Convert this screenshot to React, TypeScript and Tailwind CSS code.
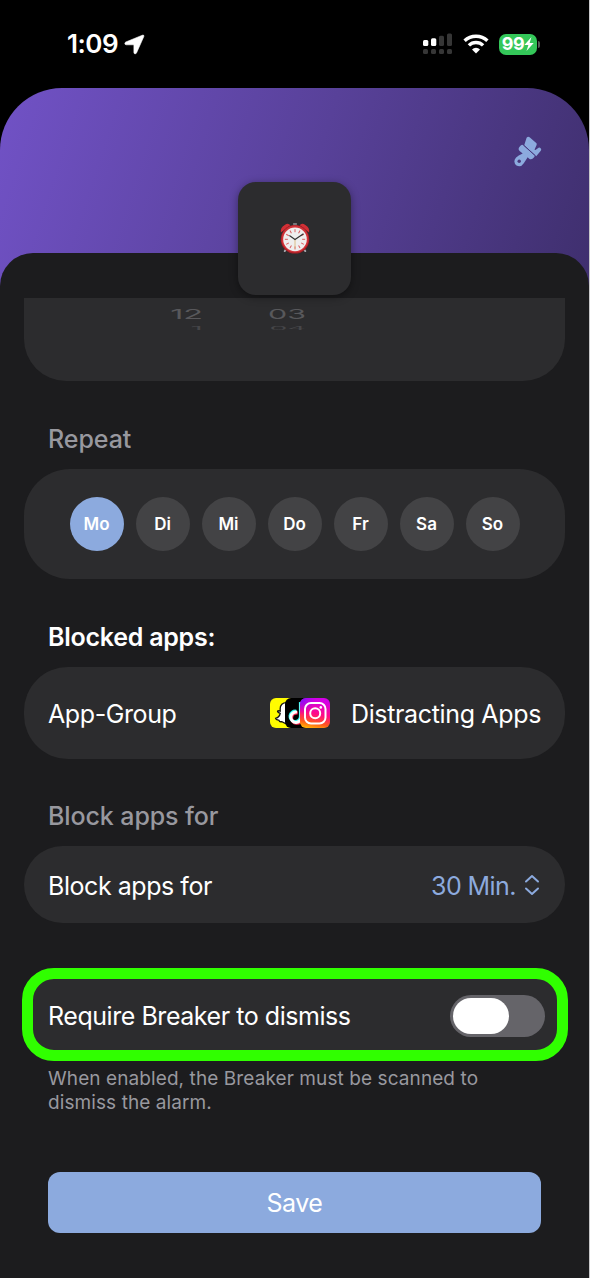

◇ ◇ ◇

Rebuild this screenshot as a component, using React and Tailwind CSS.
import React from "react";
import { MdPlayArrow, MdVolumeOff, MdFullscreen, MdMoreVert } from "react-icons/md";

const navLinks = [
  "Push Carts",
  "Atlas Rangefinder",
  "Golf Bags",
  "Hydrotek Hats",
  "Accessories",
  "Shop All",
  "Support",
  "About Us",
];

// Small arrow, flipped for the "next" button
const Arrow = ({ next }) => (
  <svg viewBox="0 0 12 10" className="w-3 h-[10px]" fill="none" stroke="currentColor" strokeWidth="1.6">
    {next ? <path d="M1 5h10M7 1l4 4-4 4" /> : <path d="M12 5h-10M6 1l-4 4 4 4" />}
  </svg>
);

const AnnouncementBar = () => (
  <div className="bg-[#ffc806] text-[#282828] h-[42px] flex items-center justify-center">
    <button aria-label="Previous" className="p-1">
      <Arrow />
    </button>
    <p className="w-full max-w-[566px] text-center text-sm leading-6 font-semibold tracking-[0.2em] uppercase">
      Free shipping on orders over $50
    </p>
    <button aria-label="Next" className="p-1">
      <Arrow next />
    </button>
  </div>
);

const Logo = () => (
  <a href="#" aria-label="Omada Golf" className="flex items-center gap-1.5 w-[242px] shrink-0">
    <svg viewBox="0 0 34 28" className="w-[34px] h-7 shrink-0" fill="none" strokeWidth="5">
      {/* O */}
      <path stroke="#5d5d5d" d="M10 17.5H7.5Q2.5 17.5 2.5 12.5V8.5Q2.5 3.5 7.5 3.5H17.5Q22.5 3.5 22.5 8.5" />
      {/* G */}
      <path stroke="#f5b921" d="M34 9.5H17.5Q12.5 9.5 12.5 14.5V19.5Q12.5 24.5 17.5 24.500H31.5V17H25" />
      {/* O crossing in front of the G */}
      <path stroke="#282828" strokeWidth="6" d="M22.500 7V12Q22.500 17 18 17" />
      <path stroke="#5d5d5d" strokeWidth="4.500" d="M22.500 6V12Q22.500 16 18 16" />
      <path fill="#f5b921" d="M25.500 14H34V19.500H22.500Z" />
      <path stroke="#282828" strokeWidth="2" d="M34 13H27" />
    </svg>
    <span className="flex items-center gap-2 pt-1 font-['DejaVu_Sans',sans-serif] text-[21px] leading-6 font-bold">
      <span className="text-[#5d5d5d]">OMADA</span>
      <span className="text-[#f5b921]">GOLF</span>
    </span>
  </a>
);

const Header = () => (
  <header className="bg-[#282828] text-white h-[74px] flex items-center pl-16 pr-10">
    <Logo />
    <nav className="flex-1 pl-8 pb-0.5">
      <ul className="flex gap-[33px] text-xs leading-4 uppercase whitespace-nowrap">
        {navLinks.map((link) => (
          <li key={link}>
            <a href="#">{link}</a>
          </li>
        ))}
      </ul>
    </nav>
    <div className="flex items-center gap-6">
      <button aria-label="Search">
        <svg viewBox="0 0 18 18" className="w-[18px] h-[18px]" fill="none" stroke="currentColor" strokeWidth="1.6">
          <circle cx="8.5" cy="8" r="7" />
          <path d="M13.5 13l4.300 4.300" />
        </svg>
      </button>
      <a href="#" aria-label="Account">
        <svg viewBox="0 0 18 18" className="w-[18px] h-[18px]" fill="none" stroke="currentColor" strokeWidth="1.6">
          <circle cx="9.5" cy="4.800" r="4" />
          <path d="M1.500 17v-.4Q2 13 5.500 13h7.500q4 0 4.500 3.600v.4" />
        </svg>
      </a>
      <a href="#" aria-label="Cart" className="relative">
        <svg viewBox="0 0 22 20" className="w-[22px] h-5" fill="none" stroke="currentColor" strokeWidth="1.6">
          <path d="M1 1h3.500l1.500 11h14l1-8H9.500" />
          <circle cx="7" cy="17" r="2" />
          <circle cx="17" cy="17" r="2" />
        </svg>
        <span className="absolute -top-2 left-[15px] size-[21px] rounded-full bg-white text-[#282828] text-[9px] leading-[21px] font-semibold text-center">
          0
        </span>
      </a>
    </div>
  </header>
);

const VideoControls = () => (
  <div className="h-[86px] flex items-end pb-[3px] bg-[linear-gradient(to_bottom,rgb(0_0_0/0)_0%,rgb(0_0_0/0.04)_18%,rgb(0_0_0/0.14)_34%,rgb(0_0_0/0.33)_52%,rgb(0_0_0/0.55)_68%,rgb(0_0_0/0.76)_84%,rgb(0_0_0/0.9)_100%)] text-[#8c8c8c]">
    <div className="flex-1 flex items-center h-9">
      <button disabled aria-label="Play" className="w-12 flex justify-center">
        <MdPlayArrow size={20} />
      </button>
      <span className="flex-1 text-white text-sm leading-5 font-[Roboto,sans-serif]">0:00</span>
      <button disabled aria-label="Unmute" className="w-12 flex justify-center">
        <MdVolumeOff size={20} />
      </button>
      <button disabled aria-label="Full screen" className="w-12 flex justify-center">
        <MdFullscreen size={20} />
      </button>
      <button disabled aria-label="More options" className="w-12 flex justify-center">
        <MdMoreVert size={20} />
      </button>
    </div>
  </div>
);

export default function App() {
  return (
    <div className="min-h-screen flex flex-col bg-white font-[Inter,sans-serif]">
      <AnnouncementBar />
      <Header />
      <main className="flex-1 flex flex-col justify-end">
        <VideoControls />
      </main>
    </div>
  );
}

◇ ◇ ◇

:: What is required ::
Gather every line containing the word "screenshot" and copy it.

:: Exercise output ::
Convert this screenshot to React, TypeScript and Tailwind CSS code.
Rebuild this screenshot as a component, using React and Tailwind CSS.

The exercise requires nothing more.